Second, Joe understands that promoting dual excellence in teaching and research among Dartmouth’s faculty is both crucial and attainable.  Because Joe has actually been taking classes and has befriended students and faculty over the years, he knows who are the excellent teachers and he knows who are the leading scholars.  He has the trust of many students, faculty, and coaches.  He has been a relentless advocate for promoting the excellence of Dartmouth’s faculty and prioritizing the investments necessary to bring that about.  He has been critical at the departure of some of Dartmouth’s star faculty members, such as Mike Gazzaniga or Walter Sinnott-Armstrong.  Most striking to me (as a professional academic) is that Joe actually knows who are the stars on the faculty and their areas of scholarly expertise.  I was always stunned at how little the non-petition trustees actually knew about the Dartmouth faculty, the work they were doing, and what they needed to succeed.

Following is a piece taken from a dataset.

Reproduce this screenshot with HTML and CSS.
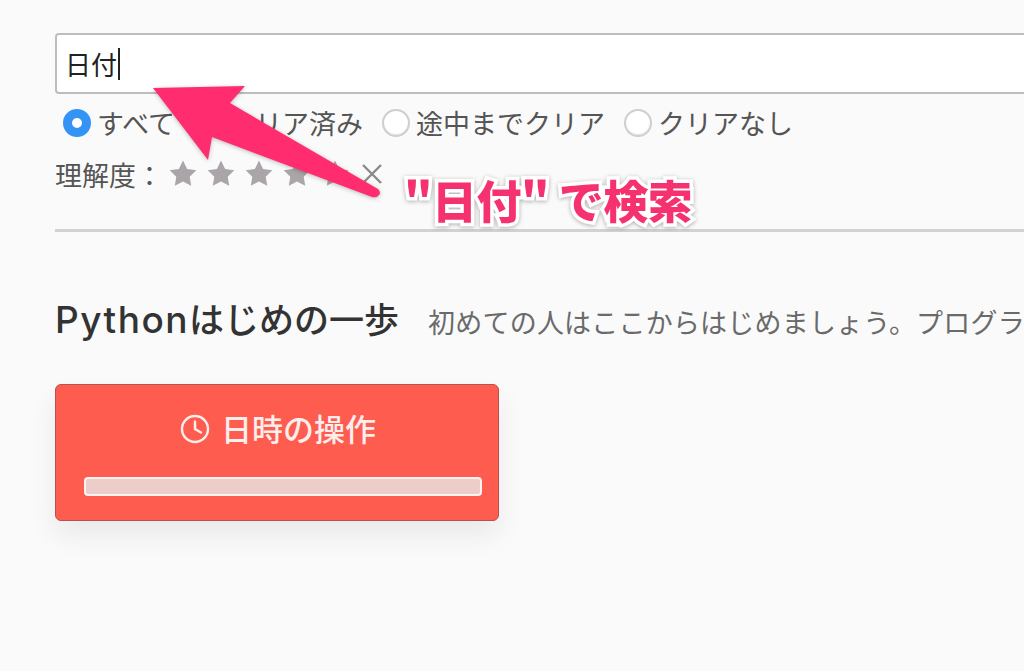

Joe, by contrast, by being in their classes and interacting with faculty on an ongoing basis is exceedingly knowledgeable about the unique challenges and opportunities of being the most undergraduate-oriented institution in the Ivy League and how to promote dual excellence in teaching and research.  He understands which departments realize this and what they have done in order to prosper.  And he realizes that maintaining this requires a razor-sharp focus on Dartmouth’s financial and intellectual priorities.

For those three reasons–independence, knowledge, and judgment–I am voting for Joe Asch for trustee.  Alumni really do have a choice here between an establishment CEO-type candidate who seems to define his mission as being a good “team player” (in Judge Cabranes’s words) or an independent, courageous, well-informed candidate who supports traditional parity for alumni-elected trustees.

Note: Do to a technical error with accessing the blog today an earlier version of this post was inadvertently published earlier.